Plugin companies want you to believe that their new/old/emulation stuff will make your mix so much better, even they ask famous engineers to endorse/promote their plugins. In reality though, you need only a few to make a word class mix.

On my iLok I have 77 activated plugins. Including different Pro Tools licenses, EQs, Compressors, Reverbs and other miscellaneous stuff. I think it’s a bit too much, but going through the list I realise that I use almost all of it. Only 4 activated plugins sitting there mostly unused. Not because they’re bad, but whether I’ve found some better alternative, or I don’t really need it.

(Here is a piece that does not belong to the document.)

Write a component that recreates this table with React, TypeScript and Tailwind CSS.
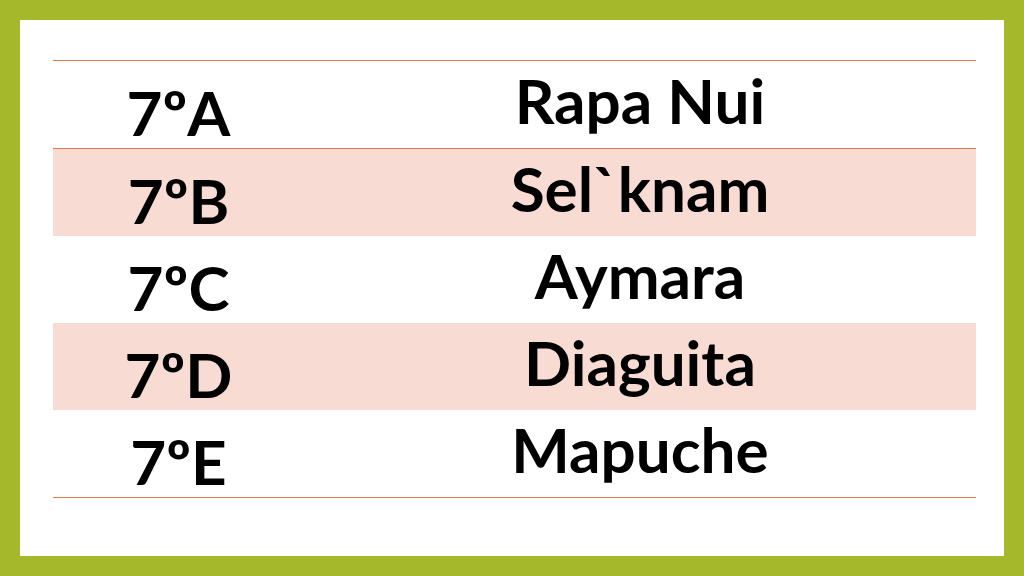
const rows = [
  { grade: "7ºA", name: "Rapa Nui" },
  { grade: "7ºB", name: "Sel`knam" },
  { grade: "7ºC", name: "Aymara" },
  { grade: "7ºD", name: "Diaguita" },
  { grade: "7ºE", name: "Mapuche" },
];

export default function App() {
  return (
    <div className="w-[1024px] h-[576px] bg-[#a5b82b] p-[20px] font-['Lato',sans-serif]">
      <div className="w-full h-full bg-white pt-[40px] pl-[33px] pr-[28px]">
        <div className="h-px bg-[#e0794f]" />
        {rows.map((row, i) => (
          <div key={row.grade}>
            <div
              className={`flex h-[87px] items-center text-black font-bold text-[62px] leading-none ${
                i % 2 === 1 ? "bg-[#f8dbd3]" : "bg-white"
              }`}
            >
              <div className="w-[251px] text-center pt-[14px]">{row.grade}</div>
              <div className="flex-1 text-center pb-[10px]">{row.name}</div>
            </div>
            {i === 0 && <div className="h-px bg-[#e0794f]" />}
          </div>
        ))}
        <div className="h-px bg-[#e0794f]" />
      </div>
    </div>
  );
}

This yearly housekeeping always reminds me how important to choose our weapons wisely, and to not listen to promising advertising. Instead, if you feel the urge to buy something, I suggest to always, always make time to really test it. Do what you want to do with it, then do more, do crazy things with it to see-hear under all possible circumstances. After these first tests, try to recreate the behaviour with other plugins you already have in your arsenal. If, with some effort, it is possible to recreate that thing, you’ve got your answer, you don’t need the new plugin.

I take this very seriously. I could’ve spent many thousands on different emulations, but honestly many times they’re not that far apart from each other.

My very strict test process saved me huge amount of money over the years, so I stick with it. It takes more time and effort to always test the newcomers, but this way I really know that I have the best possible tools for my job.

Be your own judge, don’t let the marketing department fool you!